Exam design: give maximum score per question or not?

Examinations are time-limited, so time is a scarce resource that students need to economise. Stipulating the marks allocated to exam questions has three main purposes:

  1. Objectivity: The stipulated marks creates a more objective assessment, insofar as the weightings on the questions are fixed by the stipulated marks. This prevents students from being unfairly penalised by subjective re-allocation of marks.

  2. Time allocation: The stipulated marks allows students to economise their time by allocating it in a manner that gives appropriate levels of time relative to the marks available for the question.

  3. Implicit expectation of detail: Ideally, marks should be allocated roughly commensurately with the time the question will take to complete if done properly. This gives the students an understanding of the proportion of time that each question should take, and so it allows them to diagnose whether they are taking too long on a question. This also means that the allocated marks gives the student an implicit hint as to how much detail they are expected to give in a question --- low mark questions usually do not require large amounts of detail.

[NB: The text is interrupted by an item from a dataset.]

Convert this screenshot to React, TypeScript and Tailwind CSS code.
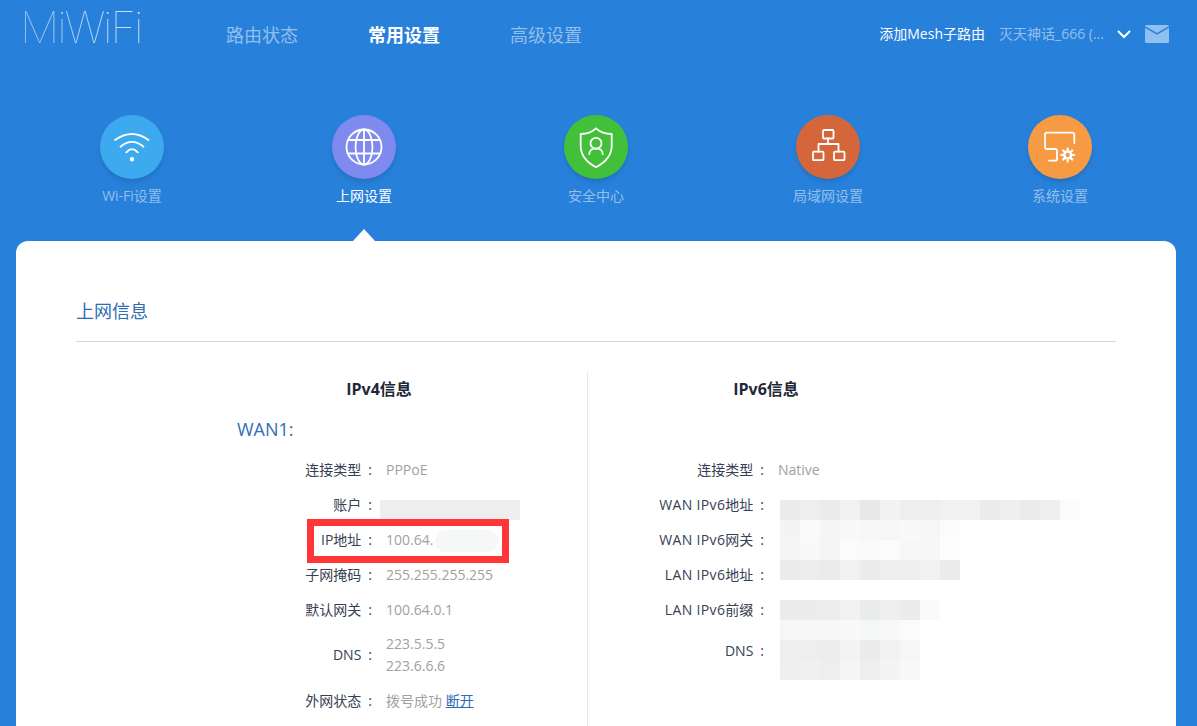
import { ReactNode } from 'react';

const font = { fontFamily: '"Open Sans", "Noto Sans CJK SC", sans-serif' };

const mosaic = [
  // y, colours per 20px cell starting at x=780
  { y: 0, cells: ['#ececec', '#eeeeee', '#ebebeb', '#f1f1f1', '#e6e8ea', '#f2f2f2', '#eeeeee', '#eeeeee', '#f1f1f1', '#f2f2f2', '#ececec', '#efefef', '#ebebeb', '#efefef', '#fafbfd'] },
  { y: 20, cells: ['#f4f4f4', '#fafafa', '#f5f5f5', '#f9f9f9', '#f6f6f6', '#f6f6f6', '#f9f9f9', '#f6f6f6', '#fcfcfc'] },
  { y: 40, cells: ['#f5f5f5', '#f9f9f9', '#f5f5f5', '#fbfbfb', '#fafafa', '#fbfbfb', '#f7f7f7', '#f7f7f7', '#fcfdfc'] },
  { y: 60, cells: ['#ececec', '#ededed', '#ebebeb', '#f1f1f1', '#ececec', '#eeeeee', '#efefef', '#f1f1f1', '#ebebeb'] },
  { y: 100, cells: ['#ececec', '#ececec', '#ededed', '#f1f1f1', '#eaecec', '#eef0f0', '#ececec', '#fafafa'] },
  { y: 120, cells: ['#f6f6f6', '#f7f7f7', '#f7f7f7', '#f9f9f7', '#f5f6f6', '#f8f8f8', '#fbfbfb'] },
  { y: 140, cells: ['#eeeeee', '#eeeeee', '#ededed', '#f3f3f3', '#ececec', '#f1f2f1', '#f6f6f6'] },
  { y: 160, cells: ['#efefef', '#f0f0f0', '#eeeeee', '#f5f5f3', '#eeeeee', '#f3f5f4', '#f8f8f8'] },
];

function Row({ label, width, children }: { label: ReactNode; width: string; children: ReactNode }) {
  return (
    <div className="flex h-[35px] items-center gap-3.5 text-sm">
      <div className={`${width} shrink-0 text-right text-gray-700`}>{label}&ensp;:</div>
      <div className="text-neutral-400">{children}</div>
    </div>
  );
}

function IconCircle({ color, label, active, children }: { color: string; label: string; active?: boolean; children: ReactNode }) {
  return (
    <div className="relative flex flex-col items-center">
      <div className={`flex h-16 w-16 items-center justify-center rounded-full shadow-md ${color}`}>
        <svg viewBox="0 0 64 64" className="h-16 w-16" fill="none" stroke="white" strokeWidth="1.8" strokeLinecap="round" strokeLinejoin="round">
          {children}
        </svg>
      </div>
      <div className={`mt-2 text-sm leading-[18px] ${active ? 'text-white' : 'text-white/50'}`}>{label}</div>
      {active && (
        <div className="absolute top-[114px] h-0 w-0 border-x-[11px] border-b-[12px] border-x-transparent border-b-white" />
      )}
    </div>
  );
}

export default function App() {
  return (
    <div className="h-screen overflow-hidden bg-[#2780da]" style={font}>
      <header className="flex h-[70px] items-start">
        <div className="ml-5 w-[206px] bg-gradient-to-r from-white/50 to-white bg-clip-text pt-0.5 pr-1 text-[44px] leading-[50px] font-thin tracking-tighter text-transparent" style={{ fontFamily: 'Inter, sans-serif' }}>
          MiWiFi
        </div>
        <nav className="mt-6 flex gap-[70px] text-lg leading-[22px]">
          <span className="text-white/50">路由状态</span>
          <span className="font-bold text-white">常用设置</span>
          <span className="text-white/50">高级设置</span>
        </nav>
        <div className="mt-6 ml-auto flex items-center pr-7 text-sm leading-5">
          <span className="text-white">添加Mesh子路由</span>
          <span className="ml-3.5 w-28 text-white/50">灭天神话_666 (...</span>
          <svg viewBox="0 0 14 10" className="ml-1.5 h-2.5 w-3.5" fill="none" stroke="white" strokeWidth="2">
            <path d="M1 2l6 6 6-6" />
          </svg>
          <svg viewBox="0 0 24 18" className="ml-3.5 h-[18px] w-6">
            <rect width="24" height="18" rx="1.500" fill="#8fc0f0" />
            <path d="M0 2l12 7 12-7" fill="none" stroke="#2780da" strokeWidth="1.500" />
          </svg>
        </div>
      </header>

      <div className="ml-4 grid w-290 grid-cols-5 pt-[45px] pb-9">
        <IconCircle color="bg-[#3daaf0]" label="Wi-Fi设置">
          <path d="M15 25Q32 13 48.500 25" />
          <path d="M20.500 31.700Q32 22 43.500 31.700" />
          <path d="M26.300 37.300Q32 31 37.800 37.300" />
          <circle cx="32" cy="44.300" r="1.300" fill="white" />
        </IconCircle>
        <IconCircle color="bg-[#7f8aee]" label="上网设置" active>
          <circle cx="32" cy="32" r="17.500" />
          <ellipse cx="32" cy="32" rx="8.500" ry="17.500" />
          <path d="M32 14.500V49.500M16.500 25H47.500M16.500 38.500H47.500" />
        </IconCircle>
        <IconCircle color="bg-[#43c03a]" label="安全中心">
          <path d="M32 13.300C28 17 22 19 16.700 19V31C16.700 41 24 48 32 52.300C40 48 47.700 41 47.700 31V19C42 19 36 17 32 13.300Z" />
          <circle cx="32" cy="28.300" r="5.500" />
          <path d="M25.300 39C25.300 31.500 38.700 31.500 38.700 39" />
        </IconCircle>
        <IconCircle color="bg-[#d5663b]" label="局域网设置">
          <rect x="27" y="15" width="10.500" height="8.500" rx="1" />
          <path d="M32 23.500V29M22.500 36.700V29H42.500V36.700" />
          <rect x="17" y="36.700" width="10.500" height="8.500" rx="1" />
          <rect x="38" y="36.700" width="10.500" height="8.500" rx="1" />
        </IconCircle>
        <IconCircle color="bg-[#f69a44]" label="系统设置">
          <path d="M46.300 28V19.700Q46.300 17.700 44.300 17.700H19Q17 17.700 17 19.700V32Q17 34 19 34H27Q29 34 29 36V43.700Q29 45.700 27 45.700H21" />
          <circle cx="39.700" cy="40" r="3.500" strokeWidth="2.500" />
          <path d="M39.700 33.500V35.500M39.700 44.500V46.500M33.200 40H35.200M44.200 40H46.200M35.200 35.500L36.500 36.800M42.900 43.200L44.200 44.500M44.200 35.500L42.900 36.800M36.500 43.200L35.200 44.500" strokeWidth="2.200" />
        </IconCircle>
      </div>

      <main className="ml-4 h-[600px] w-290 rounded-t-xl bg-white px-15 pt-15">
        <h2 className="border-b border-gray-300 pb-5 text-lg leading-5 text-[#2d6db5]">上网信息</h2>
        <div className="mt-[30px] flex">
          <section className="relative h-96 w-[512px] border-r border-gray-200 pt-2">
            <h3 className="ml-[125px] w-89 text-center text-base leading-[18px] font-bold text-gray-800">IPv4信息</h3>
            <div className="mt-[19px] ml-[161px] text-lg leading-6 text-[#2d6db5]">WAN1:</div>
            <div className="mt-[11px]">
              <Row label="连接类型" width="w-74">PPPoE</Row>
              <Row label="账户" width="w-74">&nbsp;</Row>
              <Row label="IP地址" width="w-74">100.64.</Row>
              <Row label="子网掩码" width="w-74">255.255.255.255</Row>
              <Row label="默认网关" width="w-74">100.64.0.1</Row>
              <div className="flex items-center gap-3.5 py-1.5 text-sm">
                <div className="w-74 shrink-0 text-right text-gray-700">DNS&ensp;:</div>
                <div className="leading-[22px] text-neutral-400">
                  <div>223.5.5.5</div>
                  <div>223.6.6.6</div>
                </div>
              </div>
              <Row label="外网状态" width="w-74">
                拨号成功 <span className="text-[#2d6db5] underline">断开</span>
              </Row>
            </div>
            {/* pixelated blur over the account and ip values */}
            <div className="absolute top-32 left-[304px] h-5 w-35 bg-[#eeeeee]" />
            <div className="absolute top-[158px] left-[359px] h-[22px] w-[63px] rounded-full bg-[#f6f7f7]" />
            {/* red highlight */}
            <div className="absolute top-[147px] left-[231px] h-11 w-[202px] border-7 border-[#ff3538]" />
          </section>
          <section className="relative flex-1 pt-2">
            <h3 className="w-89 text-center text-base leading-[18px] font-bold text-gray-800">IPv6信息</h3>
            <div className="mt-[54px]">
              <Row label="连接类型" width="w-44">Native</Row>
              <Row label={<><span className="tracking-wide">WAN IPv6</span>地址</>} width="w-44">&nbsp;</Row>
              <Row label={<><span className="tracking-wide">WAN IPv6</span>网关</>} width="w-44">&nbsp;</Row>
              <Row label={<><span className="tracking-wide">LAN IPv6</span>地址</>} width="w-44">&nbsp;</Row>
              <Row label={<><span className="tracking-wide">LAN IPv6</span>前缀</>} width="w-44">&nbsp;</Row>
              <div className="flex h-12 items-center gap-3.5 text-sm">
                <div className="w-44 shrink-0 text-right text-gray-700">DNS&ensp;:</div>
              </div>
            </div>
            <svg className="absolute top-32 left-[192px] h-[180px] w-[300px]" viewBox="0 0 300 180">
              {mosaic.map((row) =>
                row.cells.map((c, i) => <rect key={`${row.y}-${i}`} x={i * 20} y={row.y} width="20" height="20" fill={c} />)
              )}
            </svg>
          </section>
        </div>
      </main>
    </div>
  );
}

In your question, you seem to be taking the view that it is bad for students to economise their limited time, and that this incentivises students to eschew answering entire questions. So long as there is sufficient time available in the exam, this should not be the case. (A useful rule-of-thumb I heard for exams was that the course lecturer should be able to complete the exam in 1/3 of the time limit for an undergraduate exam, or 1/2 of the time limit for a postgraduate exam. This should be done under conditions where the course lecturer first "forgets" the answers to the exam, and has to figure them out in the time limit.)


If the maximum score per question is not disclosed, a dishonest professor can retroactively change the scoring scheme to advantage or disadvantage particular students.

As an (exaggerated) example, suppose that Professor Wormer really hates Blutarsky, one of the students in his class. Wormer gives an exam with 10 questions but does not say how many points each question is worth. When the exams are handed in, he sees that Blutarsky has correctly answered every question except #4, which he got completely wrong. Wormer then decides that Question 4 will be worth 91 points, and the remaining questions will each be worth 1 point. Wormer can claim that these were the point values he intended all along; Blutarsky may be certain this is a lie, but he has no way to prove it. Blutarsky flunks the exam, fails the course, loses his draft deferment, and is sent overseas as army cannon fodder.

By announcing the maximum score per question on the exam, the students can be assured that this particular sort of malfeasance won't be possible.

(Of course there are plenty of other ways a malicious professor can abuse grading authority, but eliminating a few of them seems desirable in any case.)


There’s nothing wrong with cherry picking because (presumably) not all parts of the course have equal importance. Indeed one could argue that assigning greater weight (and declaring this weight) to questions connected with “core concepts” will better recompense students who have mastered these important concepts rather than less important parts of the material, all the more so as exams are typically time-constrained.